The most prominent website regularly analysing the evidence was Bellingcat which pioneered some new investigative techniques. In the early stages of the war its founder, Eliot Higgins, had begun scouring YouTube videos from Syria to see what information could be gleaned from them. One technique that Bellingcat used extensively was geolocation – identifying the spot where a photo had been taken or a video filmed. Careful examination often revealed clues in the form of landmarks or geographical features and, once a site had been located on a map, compass points could be used to obtain other information. The direction of shadows, for example, could indicate the time of day when a photo was taken. Remains of a rocket with its nose buried in soil could reveal the direction it was fired from.

Mainstream media were not accustomed to using such techniques but began to take an interest in them. The New York Times, for example, worked with Bellingcat and a group called Forensic Architecture to produce a three-dimensional reconstruction of the scene where one of the Douma cylinders was found.

Conspiracy of silence?

Mainstream media’s general approach to the claims of faked chemical attacks was to mention them rather than examine them. Typically, this could be seen in reports of international activity where the views of opposing governments were relevant. Thus a New York Times story on the arrival of OPCW investigators in Douma said in its second paragraph: “Syria and its main backers, Iran and Russia, say claims of chemical weapons use were concocted by rebels, rescue workers and the West.” When the head of the OPCW spoke about problems verifying Syria’s declaration of its chemical weapons stockpile, an Associated Press story devoted six paragraphs to Russia’s view, in which its UN ambassador accused the OPCW of using information “from biased sources opposed to the Syrian government” and relying on “pseudo witnesses”.

What mainstream media didn’t do, though, was pay much attention to unofficial voices, such as those of activists, or the arguments they were making. A search of the New York Times archive revealed only one brief mention of the campaigning group Veteran Intelligence Professionals for Sanity (VIPS), citing some of its commentary on the Consortium News website as the likely basis for a remark by Russian foreign minister Sergei Lavrov. Similarly in Britain, the views of the Working Group on Syria, Propaganda and Media were generally treated as un-newsworthy, though the organisation itself was attacked in The Times newspaper for using the academic status of its members to spread “pro-Assad disinformation and conspiracy theories promoted by Russia”. One exception among the deniers of chemical attacks was Theodore Postol, an emeritus professor at Massachusetts Institute of Technology who figured in the New York Times’s coverage – presumably because he was seen as a sufficiently weighty figure for his views to be considered.
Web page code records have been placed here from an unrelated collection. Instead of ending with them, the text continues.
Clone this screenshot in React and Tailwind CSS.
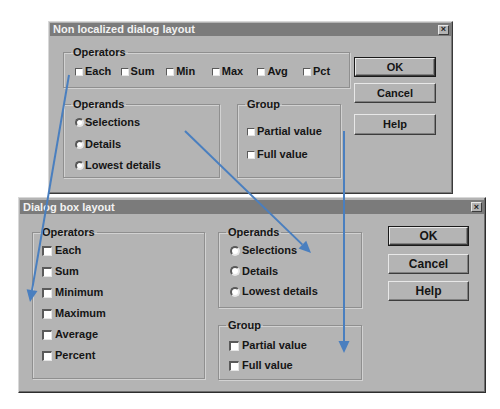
import React from 'react';

const sunken =
  'bg-white border-t-[#5a5a5a] border-l-[#5a5a5a] border-r-[#e6e6e6] border-b-[#e6e6e6]';

const Check = ({ label, big }) => (
  <div className="flex items-center h-[13px]">
    <span
      className={`${sunken} ${big ? 'w-[10px] h-[10px] border-t-2 border-l-2 border-r border-b mr-[3px]' : 'w-[8px] h-[8px] border mr-[2px]'}`}
    />
    <span>{label}</span>
  </div>
);

const Radio = ({ label, big }) => (
  <div className="flex items-center h-[13px]">
    <span
      className={`rounded-full ${sunken} ${big ? 'w-[10px] h-[10px] border-2 mr-[2px]' : 'w-[9px] h-[9px] border-2 mr-[1px]'}`}
    />
    <span>{label}</span>
  </div>
);

const Group = ({ title, className = '', children }) => (
  <fieldset
    className={`border border-[#8f8f8f] shadow-[inset_1px_1px_0_#d2d2d2,1px_1px_0_#d2d2d2] ${className}`}
  >
    <legend className="ml-[7px] px-[2px] leading-[13px]">{title}</legend>
    {children}
  </fieldset>
);

const Button = ({ label, primary, h = 'h-[20px]' }) => (
  <div
    className={`${h} flex items-center justify-center bg-[#b4b4b4] ${
      primary ? 'border border-[#1a1a1a]' : ''
    }`}
  >
    <div className="w-full h-full flex items-center justify-center border border-t-[#e8e8e8] border-l-[#e8e8e8] border-r-[#3c3c3c] border-b-[#3c3c3c] shadow-[inset_-1px_-1px_0_#808080]">
      {label}
    </div>
  </div>
);

const TitleBar = ({ title, className }) => (
  <div className={`flex items-center justify-between bg-[#7b7b7b] text-[#f2f2f2] pl-[3px] pr-[2px] ${className}`}>
    <span className="leading-none">{title}</span>
    <span className="w-[11px] h-[10px] flex items-center justify-center bg-[#b4b4b4] border border-t-[#e8e8e8] border-l-[#e8e8e8] border-r-[#3c3c3c] border-b-[#3c3c3c] text-[#222] text-[9px] leading-none">
      ×
    </span>
  </div>
);

const arrow = (x1, y1, x2, y2) => {
  const a = Math.atan2(y2 - y1, x2 - x1);
  const len = 12;
  const w = 5.5;
  const bx = x2 - len * Math.cos(a);
  const by = y2 - len * Math.sin(a);
  const px = -Math.sin(a) * w;
  const py = Math.cos(a) * w;
  return {
    line: { x1, y1, x2: bx, y2: by },
    head: `${x2},${y2} ${bx + px},${by + py} ${bx - px},${by - py}`,
  };
};

const arrows = [arrow(69, 75, 30, 302), arrow(185, 131, 311, 253), arrow(344, 131, 344, 353)];

export default function App() {
  return (
    <div className="relative w-[500px] h-[409px] bg-white overflow-hidden flex flex-col font-['Liberation_Sans',Arial,sans-serif] font-bold text-[11px] text-[#151515]">
      {/* Non localized dialog */}
      <div className="ml-[48px] mt-[21px] w-[405px] h-[173px] shrink-0 bg-[#b4b4b4] border border-t-[#d8d8d8] border-l-[#d8d8d8] border-r-[#3a3a3a] border-b-[#3a3a3a] shadow-[inset_-1px_-1px_0_#7a7a7a] flex flex-col">
        <TitleBar title="Non localized dialog layout" className="mx-[1px] mt-[1px] h-[13px]" />
        <div className="flex pl-[14px] pt-[10px]">
          <div className="flex flex-col w-[278px]">
            <Group title="Operators" className="h-[42px]">
              <div className="flex pl-[11px] pt-[6px]">
                {['Each', 'Sum', 'Min', 'Max', 'Avg', 'Pct'].map((l) => (
                  <div key={l} className="w-[45.6px]">
                    <Check label={l} />
                  </div>
                ))}
              </div>
            </Group>
            <div className="flex gap-[17px] mt-[10px]">
              <Group title="Operands" className="w-[157px] h-[80px]">
                <div className="flex flex-col gap-[8.5px] pl-[11px] pt-[5px]">
                  <Radio label="Selections" />
                  <Radio label="Details" />
                  <Radio label="Lowest details" />
                </div>
              </Group>
              <Group title="Group" className="w-[104px] h-[80px]">
                <div className="flex flex-col gap-[10px] pl-[9px] pt-[14px]">
                  <Check label="Partial value" />
                  <Check label="Full value" />
                </div>
              </Group>
            </div>
          </div>
          <div className="ml-[13px] pt-[11px] w-[82px] flex flex-col">
            <Button label="OK" primary />
            <div className="mt-[6px]">
              <Button label="Cancel" />
            </div>
            <div className="mt-[11px]">
              <Button label="Help" h="h-[21px]" />
            </div>
          </div>
        </div>
      </div>

      {/* Dialog box layout */}
      <div className="ml-[18px] mt-[3px] w-[468px] h-[196px] shrink-0 bg-[#b4b4b4] border border-t-[#d8d8d8] border-l-[#d8d8d8] border-r-[#2e2e2e] border-b-[#2e2e2e] shadow-[inset_-1px_-1px_0_#6e6e6e] flex flex-col">
        <TitleBar title="Dialog box layout" className="mx-[1px] mt-[2px] h-[14px]" />
        <div className="flex pl-[13px] pt-[12px]">
          <Group title="Operators" className="w-[173px] h-[153px]">
            <div className="flex flex-col gap-[8px] pl-[9px] pt-[5px]">
              {['Each', 'Sum', 'Minimum', 'Maximum', 'Average', 'Percent'].map((l) => (
                <Check key={l} label={l} big />
              ))}
            </div>
          </Group>
          <div className="ml-[13px] flex flex-col">
            <Group title="Operands" className="w-[144px] h-[82px]">
              <div className="flex flex-col gap-[7.5px] pl-[11px] pt-[5px]">
                <Radio label="Selections" big />
                <Radio label="Details" big />
                <Radio label="Lowest details" big />
              </div>
            </Group>
            <Group title="Group" className="w-[144px] h-[61px] mt-[11px]">
              <div className="flex flex-col gap-[7px] pl-[10px] pt-[7px]">
                <Check label="Partial value" big />
                <Check label="Full value" big />
              </div>
            </Group>
          </div>
          <div className="ml-[26px] w-[81px] flex flex-col text-[12px]">
            <Button label="OK" primary />
            <div className="mt-[8px]">
              <Button label="Cancel" />
            </div>
            <div className="mt-[7px]">
              <Button label="Help" />
            </div>
          </div>
        </div>
      </div>

      {/* Blue annotation arrows */}
      <svg className="absolute inset-0 pointer-events-none" width="500" height="409" viewBox="0 0 500 409">
        {arrows.map((a, i) => (
          <g key={i}>
            <line {...a.line} stroke="#4a7fbf" strokeWidth="2" />
            <polygon points={a.head} fill="#4a7fbf" />
          </g>
        ))}
      </svg>
    </div>
  );
}
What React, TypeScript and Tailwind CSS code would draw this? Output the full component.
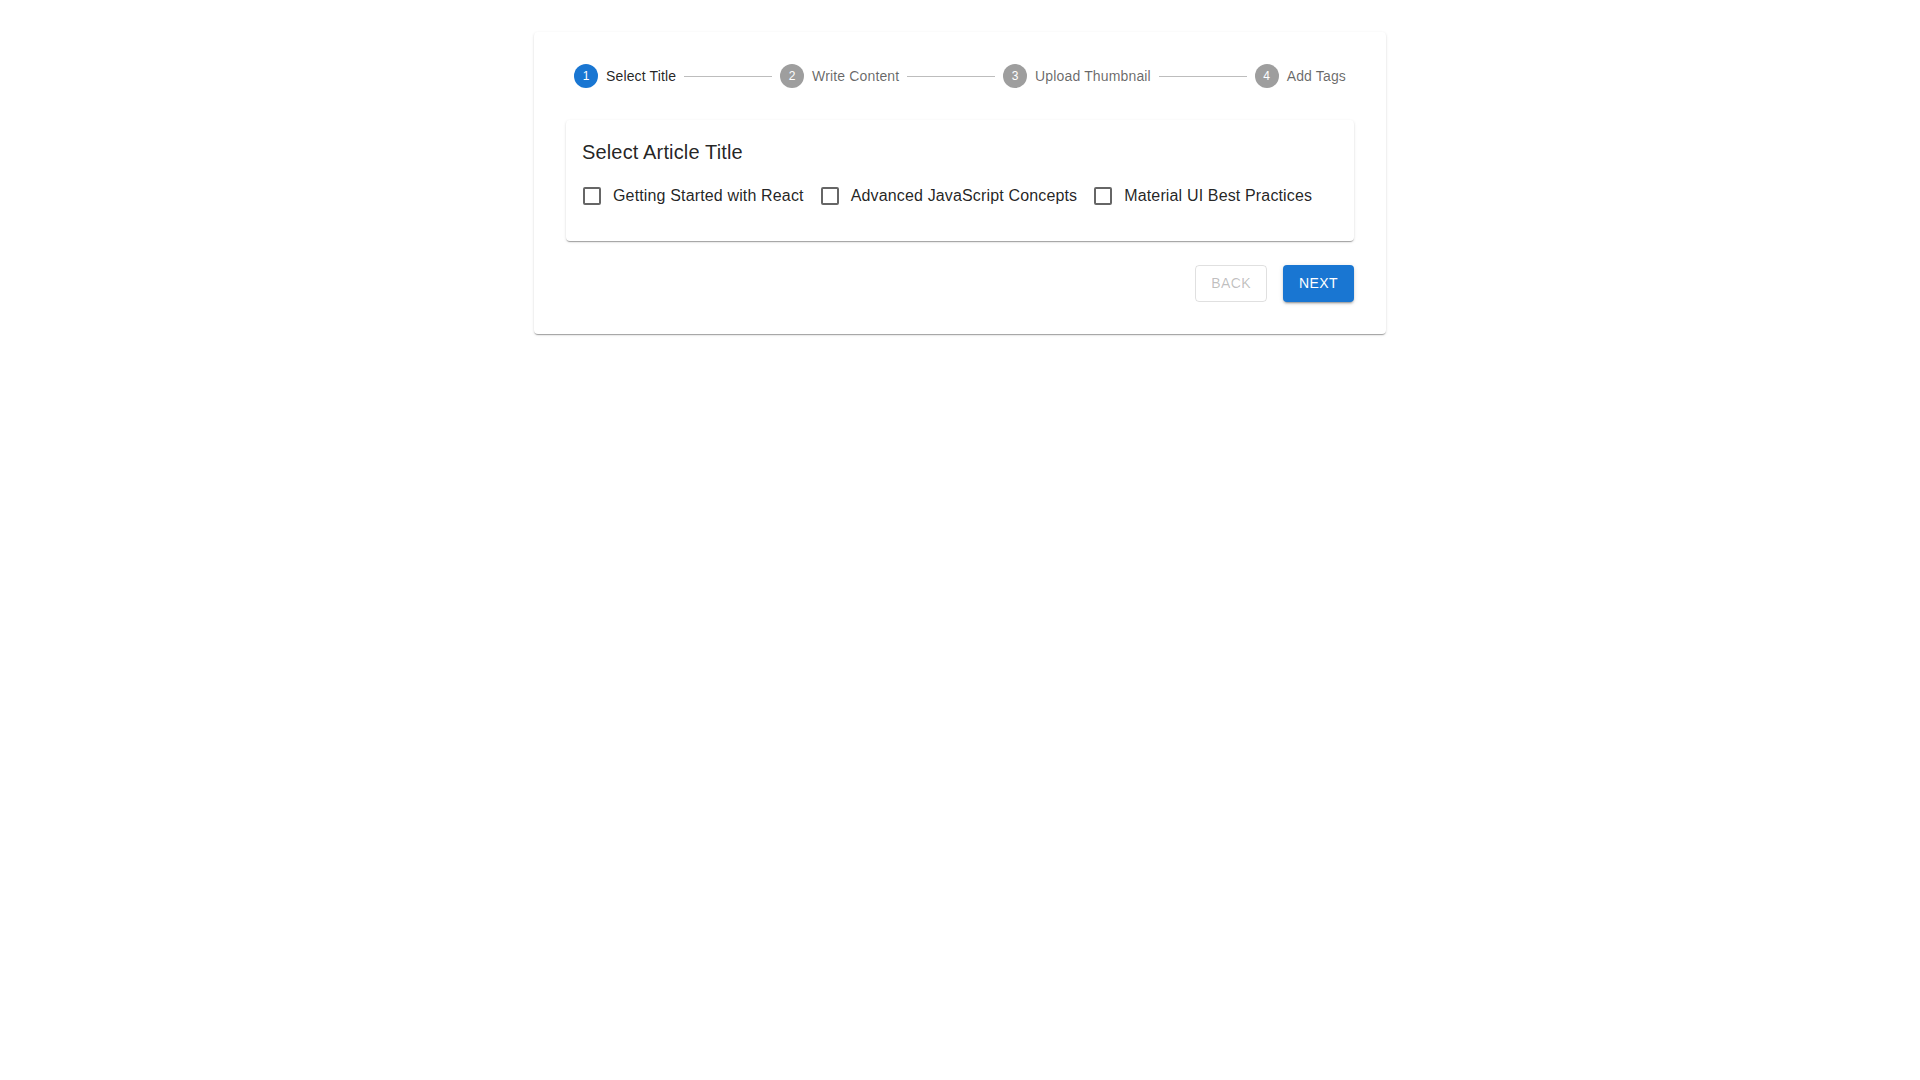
import { Fragment } from "react";

const steps = ["Select Title", "Write Content", "Upload Thumbnail", "Add Tags"];
const titles = [
  "Getting Started with React",
  "Advanced JavaScript Concepts",
  "Material UI Best Practices",
];

const Step = ({ index, label, active }: { index: number; label: string; active: boolean }) => (
  <div className="flex items-center px-2">
    <span
      className={`flex h-6 w-6 items-center justify-center rounded-full text-xs text-white ${
        active ? "bg-[#1976d2]" : "bg-[#9e9e9e]"
      }`}
    >
      {index}
    </span>
    <span
      className={`pl-2 text-sm leading-[1.43] tracking-[0.01071em] ${
        active ? "text-black/[0.87]" : "text-black/60"
      }`}
    >
      {label}
    </span>
  </div>
);

const TitleCheckbox = ({ label }: { label: string }) => (
  <label className="-ml-[11px] mr-4 flex cursor-pointer items-center">
    <span className="p-[9px]">
      <span className="flex h-6 w-6 items-center justify-center">
        <span className="h-[18px] w-[18px] rounded-[2px] border-2 border-black/60" />
      </span>
    </span>
    <span className="text-base leading-normal tracking-[0.00938em] text-black/[0.87]">{label}</span>
  </label>
);

export default function App() {
  return (
    <div className="min-h-screen bg-white font-['Liberation_Sans',Arial,sans-serif]">
      <div className="mx-auto w-[852px] pt-8">
        <div className="rounded bg-white p-8 shadow-[0px_2px_1px_-1px_rgba(0,0,0,0.2),0px_1px_1px_0px_rgba(0,0,0,0.14),0px_1px_3px_0px_rgba(0,0,0,0.12)]">
          <div className="flex items-center">
            {steps.map((s, i) => (
              <Fragment key={s}>
                <Step index={i + 1} label={s} active={i === 0} />
                {i < steps.length - 1 && <div className="h-px flex-1 bg-[#bdbdbd]" />}
              </Fragment>
            ))}
          </div>

          <div className="mt-8 rounded bg-white px-4 pb-6 pt-4 shadow-[0px_2px_1px_-1px_rgba(0,0,0,0.2),0px_1px_1px_0px_rgba(0,0,0,0.14),0px_1px_3px_0px_rgba(0,0,0,0.12)]">
            <h6 className="mb-[7px] text-[20px] font-normal leading-[1.6] tracking-[0.0075em] text-black/[0.87]">
              Select Article Title
            </h6>
            <div className="flex flex-wrap">
              {titles.map((t) => (
                <TitleCheckbox key={t} label={t} />
              ))}
            </div>
          </div>

          <div className="mt-6 flex justify-end gap-4">
            <button
              disabled
              className="rounded border border-black/[0.12] px-[15px] py-[5px] text-sm font-normal uppercase leading-[1.75] tracking-[0.02857em] text-black/[0.26]"
            >
              Back
            </button>
            <button className="rounded bg-[#1976d2] px-4 py-1.5 text-sm font-normal uppercase leading-[1.75] tracking-[0.02857em] text-white shadow-[0px_3px_1px_-2px_rgba(0,0,0,0.2),0px_2px_2px_0px_rgba(0,0,0,0.14),0px_1px_5px_0px_rgba(0,0,0,0.12)]">
              Next
            </button>
          </div>
        </div>
      </div>
    </div>
  );
}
There were also a few dissenters among prominent mainstream journalists, though only a few. Seymour Hersh, famous for his exposés of US government wrongdoing, suggested the sarin used in Ghouta had been obtained by rebels and wrongly claimed in a separate article that a conventional bomb hitting stocks of fertiliser had caused sarin-like effects in Khan Sheikhoun. Both these articles were rejected by his usual American outlets but eventually published – one by the London Review of Books and the other by the German newspaper, Welt. In a TV interview Hersh also denied that chlorine was being used as a chemical weapon. Peter Hitchens, the columnist admired by ex-Newsweek reporter Tareq Haddad, campaigned over what he saw as political manipulation of the OPCW and veteran Middle East reporter Robert Fisk accused the OPCW of “outrageous deceit” over Douma.

Not surprisingly, the deniers of chemical attacks complained that they weren’t given a fair hearing. As a general principle, reports on contentious issues should take account of differing points of view but fairness doesn’t necessarily mean all views have to be given equal weight. An example often cited in journalism courses is where one person says it’s raining and another says it’s not. The reporter’s job is to look out of the window and see who is right. Journalists have a duty not to knowingly mislead the public, and giving prominence to fringe views when the evidence doesn’t warrant it isn’t impartiality but a distortion of the truth.